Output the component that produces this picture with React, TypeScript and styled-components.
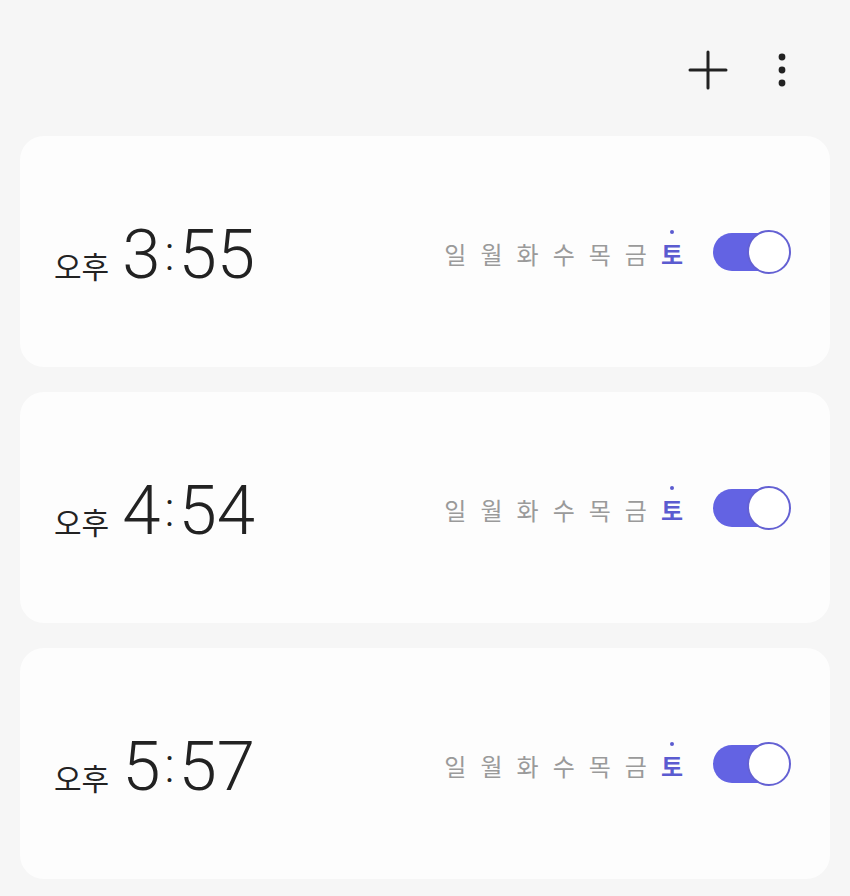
import styled, { createGlobalStyle } from 'styled-components';

const GlobalStyle = createGlobalStyle`
  html, body {
    margin: 0;
    padding: 0;
    background: #f6f6f6;
    font-family: Roboto, "Noto Sans CJK KR", sans-serif;
  }
`;

const alarms = [
  { period: '오후', time: '3:55' },
  { period: '오후', time: '4:54' },
  { period: '오후', time: '5:57' },
];

const days = ['일', '월', '화', '수', '목', '금', '토'];

function App() {
  return (
    <>
      <GlobalStyle />
      <Page>
        <TopBar>
          <IconButton aria-label="add">
            <svg width="40" height="40" viewBox="0 0 40 40">
              <path d="M20 2V38M2 20H38" stroke="#222" strokeWidth="3" strokeLinecap="round" />
            </svg>
          </IconButton>
          <IconButton aria-label="more">
            <svg width="12" height="40" viewBox="0 0 12 40">
              <circle cx="6" cy="7" r="3.4" fill="#222" />
              <circle cx="6" cy="20" r="3.4" fill="#222" />
              <circle cx="6" cy="33" r="3.4" fill="#222" />
            </svg>
          </IconButton>
        </TopBar>
        <List>
          {alarms.map((a) => {
            const [h, m] = a.time.split(':');
            return (
              <Card key={a.time}>
                <TimeBlock>
                  <Period>{a.period}</Period>
                  <Clock>
                    {h}
                    <Colon>:</Colon>
                    {m}
                  </Clock>
                </TimeBlock>
                <Right>
                  <Days>
                    {days.map((d, i) => (
                      <Day key={d} $active={i === 6}>
                        {d}
                      </Day>
                    ))}
                  </Days>
                  <Toggle>
                    <Thumb />
                  </Toggle>
                </Right>
              </Card>
            );
          })}
        </List>
      </Page>
    </>
  );
}

const Page = styled.div`
  width: 850px;
  min-height: 896px;
  box-sizing: border-box;
  padding: 50px 20px 0;
`;

const TopBar = styled.div`
  display: flex;
  justify-content: flex-end;
  align-items: center;
  gap: 48px;
  height: 40px;
  padding-right: 42px;
  margin-bottom: 46px;
`;

const IconButton = styled.div`
  display: flex;
  align-items: center;
  justify-content: center;
`;

const List = styled.div`
  display: flex;
  flex-direction: column;
  gap: 25px;
`;

const Card = styled.div`
  height: 231px;
  background: #fdfdfd;
  border-radius: 24px;
  display: flex;
  align-items: center;
  justify-content: space-between;
  padding: 0 41px 0 34px;
`;

const TimeBlock = styled.div`
  display: flex;
  align-items: baseline;
  gap: 13px;
  margin-top: 6px;
`;

const Period = styled.span`
  font-family: "Noto Sans CJK KR", sans-serif;
  font-size: 30px;
  font-weight: 400;
  color: #222;
`;

const Clock = styled.span`
  font-family: Roboto, sans-serif;
  font-size: 69px;
  font-weight: 300;
  color: #222;
  line-height: 1;
`;

const Colon = styled.span`
  display: inline-block;
  font-size: 48px;
  vertical-align: 8px;
  margin: 0 4px;
`;

const Right = styled.div`
  display: flex;
  align-items: center;
  gap: 30px;
`;

const Days = styled.div`
  display: flex;
  gap: 14px;
  margin-top: 4px;
`;

const Day = styled.span<{ $active?: boolean }>`
  position: relative;
  font-family: "Noto Sans CJK KR", sans-serif;
  font-size: 24px;
  font-weight: ${(p) => (p.$active ? 700 : 400)};
  color: ${(p) => (p.$active ? '#5b5bd0' : '#9a9a9a')};

  &::before {
    content: '';
    display: ${(p) => (p.$active ? 'block' : 'none')};
    position: absolute;
    left: 50%;
    top: -6px;
    width: 4px;
    height: 4px;
    margin-left: -2px;
    border-radius: 50%;
    background: #5b5bd0;
  }
`;

const Toggle = styled.div`
  position: relative;
  width: 76px;
  height: 38px;
  border-radius: 19px;
  background: #6363e3;
`;

const Thumb = styled.div`
  position: absolute;
  right: -2px;
  top: -3px;
  width: 40px;
  height: 40px;
  border-radius: 50%;
  background: #fff;
  border: 2px solid #6461d3;
`;

export default App;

[Goal]
Every line of the data should be copied as it stands, without the images.

[Answer to the problem]
Output the component that produces this picture with React, TypeScript and styled-components.
import styled, { createGlobalStyle } from 'styled-components';

const GlobalStyle = createGlobalStyle`
  html, body {
    margin: 0;
    padding: 0;
    background: #f6f6f6;
    font-family: Roboto, "Noto Sans CJK KR", sans-serif;
  }
`;

const alarms = [
  { period: '오후', time: '3:55' },
  { period: '오후', time: '4:54' },
  { period: '오후', time: '5:57' },
];

const days = ['일', '월', '화', '수', '목', '금', '토'];

function App() {
  return (
    <>
      <GlobalStyle />
      <Page>
        <TopBar>
          <IconButton aria-label="add">
            <svg width="40" height="40" viewBox="0 0 40 40">
              <path d="M20 2V38M2 20H38" stroke="#222" strokeWidth="3" strokeLinecap="round" />
            </svg>
          </IconButton>
          <IconButton aria-label="more">
            <svg width="12" height="40" viewBox="0 0 12 40">
              <circle cx="6" cy="7" r="3.4" fill="#222" />
              <circle cx="6" cy="20" r="3.4" fill="#222" />
              <circle cx="6" cy="33" r="3.4" fill="#222" />
            </svg>
          </IconButton>
        </TopBar>
        <List>
          {alarms.map((a) => {
            const [h, m] = a.time.split(':');
            return (
              <Card key={a.time}>
                <TimeBlock>
                  <Period>{a.period}</Period>
                  <Clock>
                    {h}
                    <Colon>:</Colon>
                    {m}
                  </Clock>
                </TimeBlock>
                <Right>
                  <Days>
                    {days.map((d, i) => (
                      <Day key={d} $active={i === 6}>
                        {d}
                      </Day>
                    ))}
                  </Days>
                  <Toggle>
                    <Thumb />
                  </Toggle>
                </Right>
              </Card>
            );
          })}
        </List>
      </Page>
    </>
  );
}

const Page = styled.div`
  width: 850px;
  min-height: 896px;
  box-sizing: border-box;
  padding: 50px 20px 0;
`;

const TopBar = styled.div`
  display: flex;
  justify-content: flex-end;
  align-items: center;
  gap: 48px;
  height: 40px;
  padding-right: 42px;
  margin-bottom: 46px;
`;

const IconButton = styled.div`
  display: flex;
  align-items: center;
  justify-content: center;
`;

const List = styled.div`
  display: flex;
  flex-direction: column;
  gap: 25px;
`;

const Card = styled.div`
  height: 231px;
  background: #fdfdfd;
  border-radius: 24px;
  display: flex;
  align-items: center;
  justify-content: space-between;
  padding: 0 41px 0 34px;
`;

const TimeBlock = styled.div`
  display: flex;
  align-items: baseline;
  gap: 13px;
  margin-top: 6px;
`;

const Period = styled.span`
  font-family: "Noto Sans CJK KR", sans-serif;
  font-size: 30px;
  font-weight: 400;
  color: #222;
`;

const Clock = styled.span`
  font-family: Roboto, sans-serif;
  font-size: 69px;
  font-weight: 300;
  color: #222;
  line-height: 1;
`;

const Colon = styled.span`
  display: inline-block;
  font-size: 48px;
  vertical-align: 8px;
  margin: 0 4px;
`;

const Right = styled.div`
  display: flex;
  align-items: center;
  gap: 30px;
`;

const Days = styled.div`
  display: flex;
  gap: 14px;
  margin-top: 4px;
`;

const Day = styled.span<{ $active?: boolean }>`
  position: relative;
  font-family: "Noto Sans CJK KR", sans-serif;
  font-size: 24px;
  font-weight: ${(p) => (p.$active ? 700 : 400)};
  color: ${(p) => (p.$active ? '#5b5bd0' : '#9a9a9a')};

  &::before {
    content: '';
    display: ${(p) => (p.$active ? 'block' : 'none')};
    position: absolute;
    left: 50%;
    top: -6px;
    width: 4px;
    height: 4px;
    margin-left: -2px;
    border-radius: 50%;
    background: #5b5bd0;
  }
`;

const Toggle = styled.div`
  position: relative;
  width: 76px;
  height: 38px;
  border-radius: 19px;
  background: #6363e3;
`;

const Thumb = styled.div`
  position: absolute;
  right: -2px;
  top: -3px;
  width: 40px;
  height: 40px;
  border-radius: 50%;
  background: #fff;
  border: 2px solid #6461d3;
`;

export default App;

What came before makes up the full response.